=== Task input ===
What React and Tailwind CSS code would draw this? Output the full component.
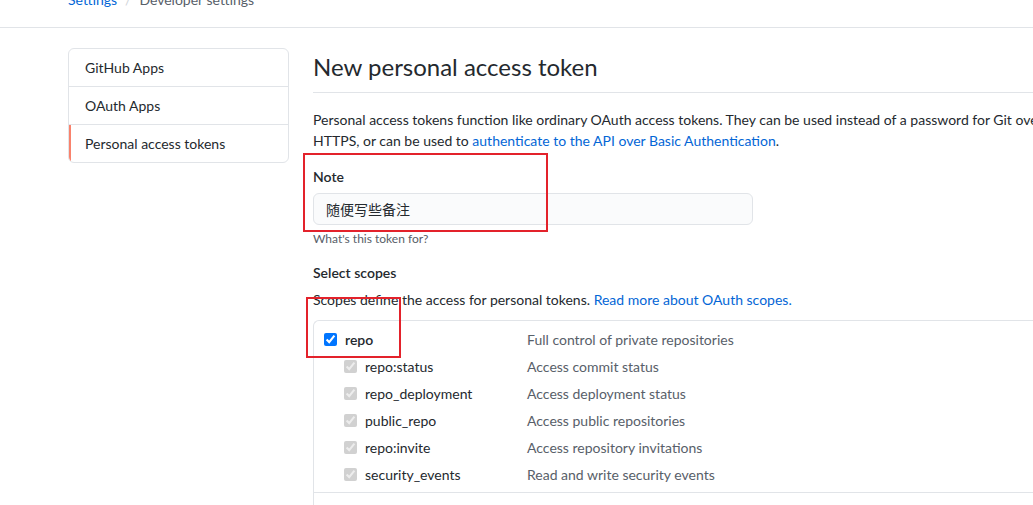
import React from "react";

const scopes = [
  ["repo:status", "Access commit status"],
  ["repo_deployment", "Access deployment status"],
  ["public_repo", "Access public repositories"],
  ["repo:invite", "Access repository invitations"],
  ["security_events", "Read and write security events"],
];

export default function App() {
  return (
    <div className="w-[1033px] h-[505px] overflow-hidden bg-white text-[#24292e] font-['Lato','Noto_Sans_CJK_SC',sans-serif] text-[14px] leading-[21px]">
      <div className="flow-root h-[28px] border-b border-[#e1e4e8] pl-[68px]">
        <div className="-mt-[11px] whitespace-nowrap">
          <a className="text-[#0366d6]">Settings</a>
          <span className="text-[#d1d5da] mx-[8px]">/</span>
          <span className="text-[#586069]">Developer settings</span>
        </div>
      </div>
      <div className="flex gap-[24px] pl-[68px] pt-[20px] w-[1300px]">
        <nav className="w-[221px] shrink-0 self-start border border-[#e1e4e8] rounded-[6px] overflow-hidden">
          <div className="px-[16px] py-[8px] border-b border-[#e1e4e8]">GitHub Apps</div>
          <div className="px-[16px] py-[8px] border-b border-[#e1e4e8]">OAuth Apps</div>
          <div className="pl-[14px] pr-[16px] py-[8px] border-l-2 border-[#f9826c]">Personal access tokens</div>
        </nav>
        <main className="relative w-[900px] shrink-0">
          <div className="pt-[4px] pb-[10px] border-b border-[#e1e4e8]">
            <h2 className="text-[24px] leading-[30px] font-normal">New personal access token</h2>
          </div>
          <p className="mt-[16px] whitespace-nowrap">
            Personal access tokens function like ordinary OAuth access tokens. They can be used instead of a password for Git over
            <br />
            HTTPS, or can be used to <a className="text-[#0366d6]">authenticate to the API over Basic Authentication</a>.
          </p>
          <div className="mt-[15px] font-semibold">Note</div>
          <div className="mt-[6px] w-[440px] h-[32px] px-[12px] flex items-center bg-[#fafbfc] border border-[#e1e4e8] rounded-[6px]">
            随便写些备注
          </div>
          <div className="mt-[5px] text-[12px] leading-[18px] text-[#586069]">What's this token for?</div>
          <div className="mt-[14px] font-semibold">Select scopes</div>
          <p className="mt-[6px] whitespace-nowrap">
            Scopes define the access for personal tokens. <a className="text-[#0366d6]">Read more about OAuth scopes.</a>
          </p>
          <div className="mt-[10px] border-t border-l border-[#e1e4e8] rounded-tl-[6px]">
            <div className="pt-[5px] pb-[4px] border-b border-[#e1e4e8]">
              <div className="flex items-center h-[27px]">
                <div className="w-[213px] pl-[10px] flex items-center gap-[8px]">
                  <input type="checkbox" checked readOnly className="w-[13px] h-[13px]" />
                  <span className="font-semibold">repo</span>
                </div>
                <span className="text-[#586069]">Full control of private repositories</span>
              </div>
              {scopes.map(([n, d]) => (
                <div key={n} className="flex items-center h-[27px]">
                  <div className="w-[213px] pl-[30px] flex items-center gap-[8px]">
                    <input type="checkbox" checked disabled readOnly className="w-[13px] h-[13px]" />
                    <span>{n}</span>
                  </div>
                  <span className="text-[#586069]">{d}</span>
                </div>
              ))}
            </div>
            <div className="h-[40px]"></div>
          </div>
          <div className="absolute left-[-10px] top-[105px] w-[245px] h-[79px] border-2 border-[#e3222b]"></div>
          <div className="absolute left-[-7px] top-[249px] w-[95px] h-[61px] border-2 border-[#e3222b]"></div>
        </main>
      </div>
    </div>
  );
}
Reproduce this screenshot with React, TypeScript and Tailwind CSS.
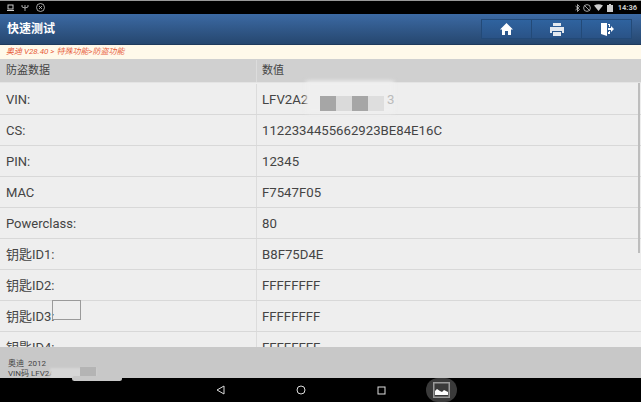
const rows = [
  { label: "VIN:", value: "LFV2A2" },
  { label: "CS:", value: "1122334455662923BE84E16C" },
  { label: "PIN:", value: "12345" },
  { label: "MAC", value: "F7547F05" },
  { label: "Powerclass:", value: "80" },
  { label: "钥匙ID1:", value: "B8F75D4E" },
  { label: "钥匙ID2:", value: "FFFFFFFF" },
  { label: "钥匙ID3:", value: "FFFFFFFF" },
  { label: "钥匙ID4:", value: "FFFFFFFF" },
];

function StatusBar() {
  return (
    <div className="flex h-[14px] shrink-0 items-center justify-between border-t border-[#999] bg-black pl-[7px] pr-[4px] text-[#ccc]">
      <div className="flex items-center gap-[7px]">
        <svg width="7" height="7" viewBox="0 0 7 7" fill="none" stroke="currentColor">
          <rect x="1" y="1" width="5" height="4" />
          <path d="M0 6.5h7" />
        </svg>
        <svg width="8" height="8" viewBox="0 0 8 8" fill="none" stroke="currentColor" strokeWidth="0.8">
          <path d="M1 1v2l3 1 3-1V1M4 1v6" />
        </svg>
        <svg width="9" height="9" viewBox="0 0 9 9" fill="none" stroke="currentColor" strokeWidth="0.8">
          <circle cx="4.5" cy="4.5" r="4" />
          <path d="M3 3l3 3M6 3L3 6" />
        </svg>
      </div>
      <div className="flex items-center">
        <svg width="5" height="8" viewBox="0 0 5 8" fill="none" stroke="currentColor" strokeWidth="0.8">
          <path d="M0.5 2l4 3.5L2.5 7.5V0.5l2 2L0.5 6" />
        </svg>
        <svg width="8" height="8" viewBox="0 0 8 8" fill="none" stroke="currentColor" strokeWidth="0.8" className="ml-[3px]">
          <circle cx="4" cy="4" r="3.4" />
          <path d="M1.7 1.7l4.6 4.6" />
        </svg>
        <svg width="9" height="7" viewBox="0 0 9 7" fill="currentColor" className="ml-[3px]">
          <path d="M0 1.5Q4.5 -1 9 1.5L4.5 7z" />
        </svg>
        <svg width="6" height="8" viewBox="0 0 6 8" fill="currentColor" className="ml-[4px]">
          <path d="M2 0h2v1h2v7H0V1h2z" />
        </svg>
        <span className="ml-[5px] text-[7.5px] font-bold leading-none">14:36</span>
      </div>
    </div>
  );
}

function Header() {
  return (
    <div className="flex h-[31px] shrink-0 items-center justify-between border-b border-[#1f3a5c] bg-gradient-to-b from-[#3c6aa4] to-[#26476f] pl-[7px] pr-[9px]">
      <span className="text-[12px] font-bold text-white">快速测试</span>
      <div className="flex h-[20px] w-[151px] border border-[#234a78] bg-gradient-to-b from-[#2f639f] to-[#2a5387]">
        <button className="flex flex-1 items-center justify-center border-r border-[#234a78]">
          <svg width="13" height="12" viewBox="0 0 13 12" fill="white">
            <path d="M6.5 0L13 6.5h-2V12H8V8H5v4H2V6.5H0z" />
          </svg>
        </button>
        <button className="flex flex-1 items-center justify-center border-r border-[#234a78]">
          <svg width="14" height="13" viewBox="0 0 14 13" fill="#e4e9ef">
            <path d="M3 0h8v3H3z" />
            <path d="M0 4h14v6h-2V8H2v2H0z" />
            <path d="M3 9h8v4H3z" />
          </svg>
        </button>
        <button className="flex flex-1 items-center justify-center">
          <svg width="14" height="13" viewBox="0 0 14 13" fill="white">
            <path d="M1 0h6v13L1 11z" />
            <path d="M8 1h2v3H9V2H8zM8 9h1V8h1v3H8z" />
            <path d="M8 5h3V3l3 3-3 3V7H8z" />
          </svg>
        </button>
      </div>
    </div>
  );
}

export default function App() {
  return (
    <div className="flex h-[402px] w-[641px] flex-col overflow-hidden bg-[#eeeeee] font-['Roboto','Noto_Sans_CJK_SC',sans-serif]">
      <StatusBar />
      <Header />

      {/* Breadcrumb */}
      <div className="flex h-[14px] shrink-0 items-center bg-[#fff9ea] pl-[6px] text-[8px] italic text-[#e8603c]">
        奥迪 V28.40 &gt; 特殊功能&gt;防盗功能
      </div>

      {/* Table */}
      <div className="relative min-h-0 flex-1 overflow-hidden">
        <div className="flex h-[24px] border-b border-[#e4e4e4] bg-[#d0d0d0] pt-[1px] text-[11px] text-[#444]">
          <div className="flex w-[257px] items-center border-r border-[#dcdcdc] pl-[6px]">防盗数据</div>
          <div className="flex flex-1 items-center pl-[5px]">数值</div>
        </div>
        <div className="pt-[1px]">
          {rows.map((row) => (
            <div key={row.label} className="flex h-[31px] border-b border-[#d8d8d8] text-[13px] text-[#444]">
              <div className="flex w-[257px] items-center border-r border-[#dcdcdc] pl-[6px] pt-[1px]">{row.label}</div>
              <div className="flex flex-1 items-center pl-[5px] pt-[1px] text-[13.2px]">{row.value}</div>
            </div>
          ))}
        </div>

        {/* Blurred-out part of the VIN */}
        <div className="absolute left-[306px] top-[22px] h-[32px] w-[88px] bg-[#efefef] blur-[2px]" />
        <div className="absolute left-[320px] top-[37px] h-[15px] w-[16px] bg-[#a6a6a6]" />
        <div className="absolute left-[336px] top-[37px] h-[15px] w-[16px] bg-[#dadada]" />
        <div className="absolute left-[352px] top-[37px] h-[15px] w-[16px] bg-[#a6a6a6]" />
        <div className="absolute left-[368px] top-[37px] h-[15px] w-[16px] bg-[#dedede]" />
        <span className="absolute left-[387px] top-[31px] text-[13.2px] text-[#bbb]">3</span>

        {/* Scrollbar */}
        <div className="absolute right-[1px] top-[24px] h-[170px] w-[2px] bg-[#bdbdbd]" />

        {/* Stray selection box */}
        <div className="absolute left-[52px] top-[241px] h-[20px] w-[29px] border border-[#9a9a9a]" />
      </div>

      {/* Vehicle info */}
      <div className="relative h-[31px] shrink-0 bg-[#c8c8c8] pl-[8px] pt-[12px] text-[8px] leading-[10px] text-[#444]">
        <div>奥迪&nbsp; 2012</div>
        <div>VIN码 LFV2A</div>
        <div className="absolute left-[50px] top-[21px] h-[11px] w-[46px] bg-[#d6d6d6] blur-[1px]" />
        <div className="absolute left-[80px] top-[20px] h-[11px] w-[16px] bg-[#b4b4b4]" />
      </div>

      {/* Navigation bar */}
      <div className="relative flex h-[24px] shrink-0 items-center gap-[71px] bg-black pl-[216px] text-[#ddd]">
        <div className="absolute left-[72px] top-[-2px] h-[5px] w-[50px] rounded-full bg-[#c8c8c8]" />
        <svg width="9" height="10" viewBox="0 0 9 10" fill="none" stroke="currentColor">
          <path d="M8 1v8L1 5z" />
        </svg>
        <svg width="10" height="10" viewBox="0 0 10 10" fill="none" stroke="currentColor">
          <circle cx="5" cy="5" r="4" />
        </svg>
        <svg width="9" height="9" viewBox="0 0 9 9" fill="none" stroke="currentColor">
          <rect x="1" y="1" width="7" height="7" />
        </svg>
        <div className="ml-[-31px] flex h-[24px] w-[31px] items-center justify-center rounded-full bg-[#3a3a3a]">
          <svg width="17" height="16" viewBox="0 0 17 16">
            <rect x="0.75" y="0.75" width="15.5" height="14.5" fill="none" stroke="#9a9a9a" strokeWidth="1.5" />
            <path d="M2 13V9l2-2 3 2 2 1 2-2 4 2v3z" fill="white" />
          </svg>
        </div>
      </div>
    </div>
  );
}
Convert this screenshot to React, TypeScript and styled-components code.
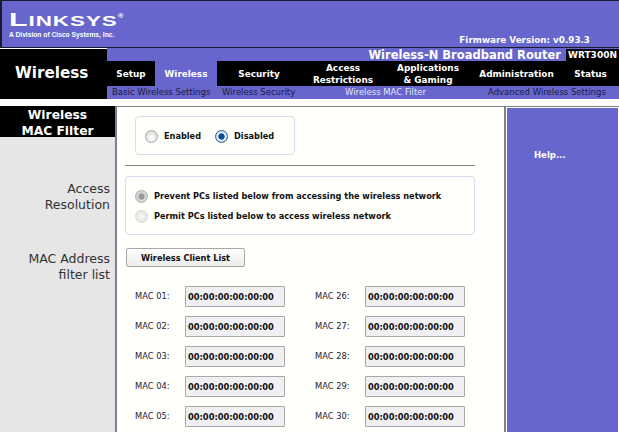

=== Directive ===
Transcribe the opening line of the listing above, please, and every line after it through the line with "import React from", word for word, without pictures.

=== Response to the exercise ===
What React and Tailwind CSS code would draw this? Output the full component.
import React from "react";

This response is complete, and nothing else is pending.